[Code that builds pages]
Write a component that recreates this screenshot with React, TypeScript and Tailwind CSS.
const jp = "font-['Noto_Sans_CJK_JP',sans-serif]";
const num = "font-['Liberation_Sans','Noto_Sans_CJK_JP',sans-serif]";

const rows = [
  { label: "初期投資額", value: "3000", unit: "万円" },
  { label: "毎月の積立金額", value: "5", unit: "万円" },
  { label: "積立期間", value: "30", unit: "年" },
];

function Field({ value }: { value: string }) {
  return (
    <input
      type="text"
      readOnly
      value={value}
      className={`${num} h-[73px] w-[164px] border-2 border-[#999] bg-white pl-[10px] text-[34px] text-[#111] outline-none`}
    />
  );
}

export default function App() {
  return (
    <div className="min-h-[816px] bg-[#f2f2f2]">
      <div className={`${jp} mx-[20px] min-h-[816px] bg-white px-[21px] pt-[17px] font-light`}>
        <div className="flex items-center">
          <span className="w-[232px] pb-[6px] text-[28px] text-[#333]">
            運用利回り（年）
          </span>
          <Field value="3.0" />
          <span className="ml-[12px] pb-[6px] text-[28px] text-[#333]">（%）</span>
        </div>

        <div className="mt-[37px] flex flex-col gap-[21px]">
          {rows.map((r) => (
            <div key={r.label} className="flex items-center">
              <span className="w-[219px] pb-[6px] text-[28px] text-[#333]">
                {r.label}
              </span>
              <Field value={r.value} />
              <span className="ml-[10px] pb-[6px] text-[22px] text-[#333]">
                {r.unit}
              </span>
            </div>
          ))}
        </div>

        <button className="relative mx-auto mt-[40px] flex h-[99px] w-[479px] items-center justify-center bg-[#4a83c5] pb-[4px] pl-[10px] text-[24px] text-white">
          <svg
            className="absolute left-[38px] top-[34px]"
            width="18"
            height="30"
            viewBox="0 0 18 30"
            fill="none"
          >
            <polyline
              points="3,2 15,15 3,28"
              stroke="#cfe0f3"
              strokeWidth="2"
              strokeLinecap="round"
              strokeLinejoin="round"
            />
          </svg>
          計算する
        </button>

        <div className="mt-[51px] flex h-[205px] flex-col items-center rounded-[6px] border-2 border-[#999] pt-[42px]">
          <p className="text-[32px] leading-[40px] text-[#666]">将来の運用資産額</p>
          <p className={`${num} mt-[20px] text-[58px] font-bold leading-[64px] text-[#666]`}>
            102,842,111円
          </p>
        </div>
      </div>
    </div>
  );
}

...

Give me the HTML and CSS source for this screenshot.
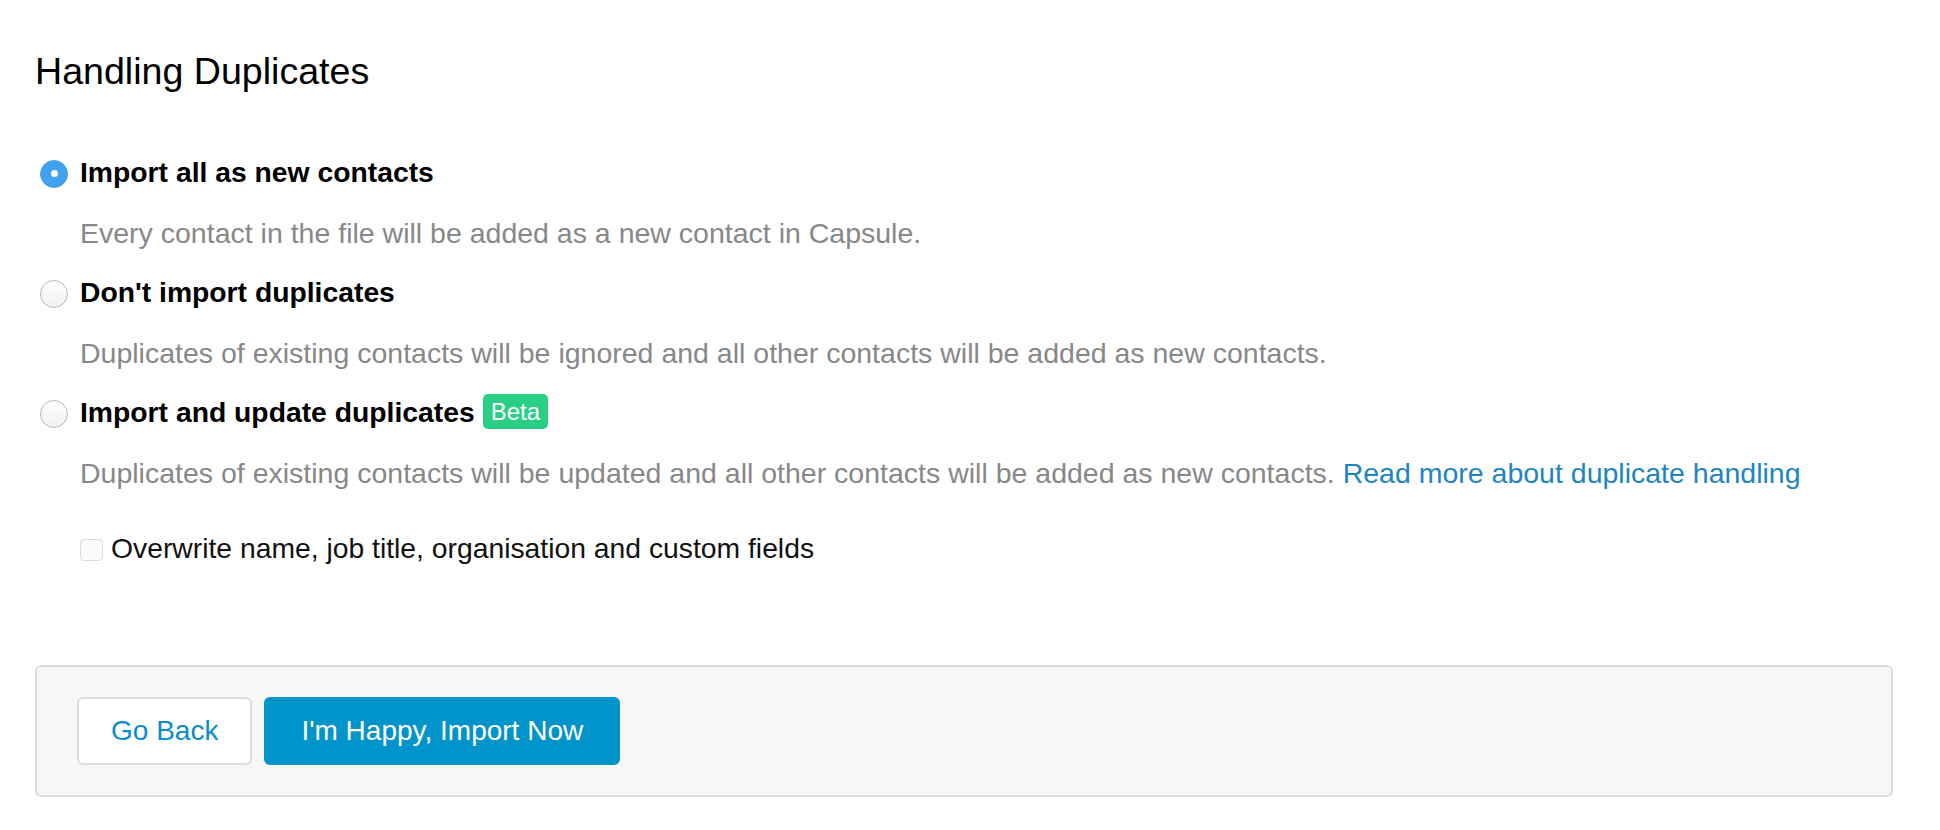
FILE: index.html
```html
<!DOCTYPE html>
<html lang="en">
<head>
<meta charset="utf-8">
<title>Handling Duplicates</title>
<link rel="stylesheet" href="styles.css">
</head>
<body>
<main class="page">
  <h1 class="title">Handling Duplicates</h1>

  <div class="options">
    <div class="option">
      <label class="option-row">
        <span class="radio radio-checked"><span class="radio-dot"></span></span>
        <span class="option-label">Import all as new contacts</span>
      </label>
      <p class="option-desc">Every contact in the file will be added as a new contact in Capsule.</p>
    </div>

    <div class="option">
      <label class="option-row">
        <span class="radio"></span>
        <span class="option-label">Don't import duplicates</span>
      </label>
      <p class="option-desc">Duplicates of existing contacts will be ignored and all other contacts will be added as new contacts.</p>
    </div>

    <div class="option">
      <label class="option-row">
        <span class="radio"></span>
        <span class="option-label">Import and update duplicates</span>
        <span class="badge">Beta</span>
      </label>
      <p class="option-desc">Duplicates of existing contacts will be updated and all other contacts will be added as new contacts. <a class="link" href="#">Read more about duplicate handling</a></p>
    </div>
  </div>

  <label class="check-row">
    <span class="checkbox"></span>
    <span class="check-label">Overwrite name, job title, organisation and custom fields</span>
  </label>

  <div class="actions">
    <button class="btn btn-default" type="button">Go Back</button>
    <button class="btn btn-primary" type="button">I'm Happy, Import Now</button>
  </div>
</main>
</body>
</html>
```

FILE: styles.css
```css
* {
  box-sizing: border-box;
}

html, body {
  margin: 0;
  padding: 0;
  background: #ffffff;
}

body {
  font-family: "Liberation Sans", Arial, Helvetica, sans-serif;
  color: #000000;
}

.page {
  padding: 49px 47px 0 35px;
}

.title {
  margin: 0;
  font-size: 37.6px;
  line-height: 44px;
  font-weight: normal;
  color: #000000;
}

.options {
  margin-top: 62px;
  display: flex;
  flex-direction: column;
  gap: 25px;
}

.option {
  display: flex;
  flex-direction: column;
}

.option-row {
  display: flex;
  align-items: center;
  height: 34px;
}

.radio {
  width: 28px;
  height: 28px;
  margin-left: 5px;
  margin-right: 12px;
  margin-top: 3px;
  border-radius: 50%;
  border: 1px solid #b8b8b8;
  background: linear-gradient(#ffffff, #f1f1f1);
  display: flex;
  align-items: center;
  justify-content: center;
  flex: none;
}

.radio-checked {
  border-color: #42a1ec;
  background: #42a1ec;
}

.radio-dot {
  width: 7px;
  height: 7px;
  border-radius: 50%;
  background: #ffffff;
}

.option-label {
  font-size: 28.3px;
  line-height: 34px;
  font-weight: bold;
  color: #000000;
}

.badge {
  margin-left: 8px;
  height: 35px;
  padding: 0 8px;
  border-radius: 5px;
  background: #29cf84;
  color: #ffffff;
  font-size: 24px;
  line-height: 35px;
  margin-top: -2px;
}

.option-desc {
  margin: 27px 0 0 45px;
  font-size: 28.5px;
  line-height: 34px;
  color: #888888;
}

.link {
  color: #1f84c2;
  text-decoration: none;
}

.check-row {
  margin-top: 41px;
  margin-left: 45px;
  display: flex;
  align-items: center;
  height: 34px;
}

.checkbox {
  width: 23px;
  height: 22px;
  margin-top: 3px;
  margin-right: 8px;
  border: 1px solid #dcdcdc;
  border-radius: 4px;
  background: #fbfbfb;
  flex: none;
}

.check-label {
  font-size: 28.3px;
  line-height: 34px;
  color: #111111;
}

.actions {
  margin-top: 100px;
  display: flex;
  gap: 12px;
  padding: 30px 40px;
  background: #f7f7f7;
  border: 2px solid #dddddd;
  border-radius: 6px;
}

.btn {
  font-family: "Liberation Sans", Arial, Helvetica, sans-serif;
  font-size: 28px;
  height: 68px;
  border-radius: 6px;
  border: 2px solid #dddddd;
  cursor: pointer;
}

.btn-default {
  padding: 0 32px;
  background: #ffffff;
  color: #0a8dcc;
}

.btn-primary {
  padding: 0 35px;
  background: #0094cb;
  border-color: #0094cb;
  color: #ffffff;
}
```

SET EXERCISE:
Copy all lines of the listing above that contain the string "this".

COMPLETE RESPONSE:
Write a component that recreates this screenshot with React, TypeScript and Tailwind CSS.
Give me the HTML and CSS source for this screenshot.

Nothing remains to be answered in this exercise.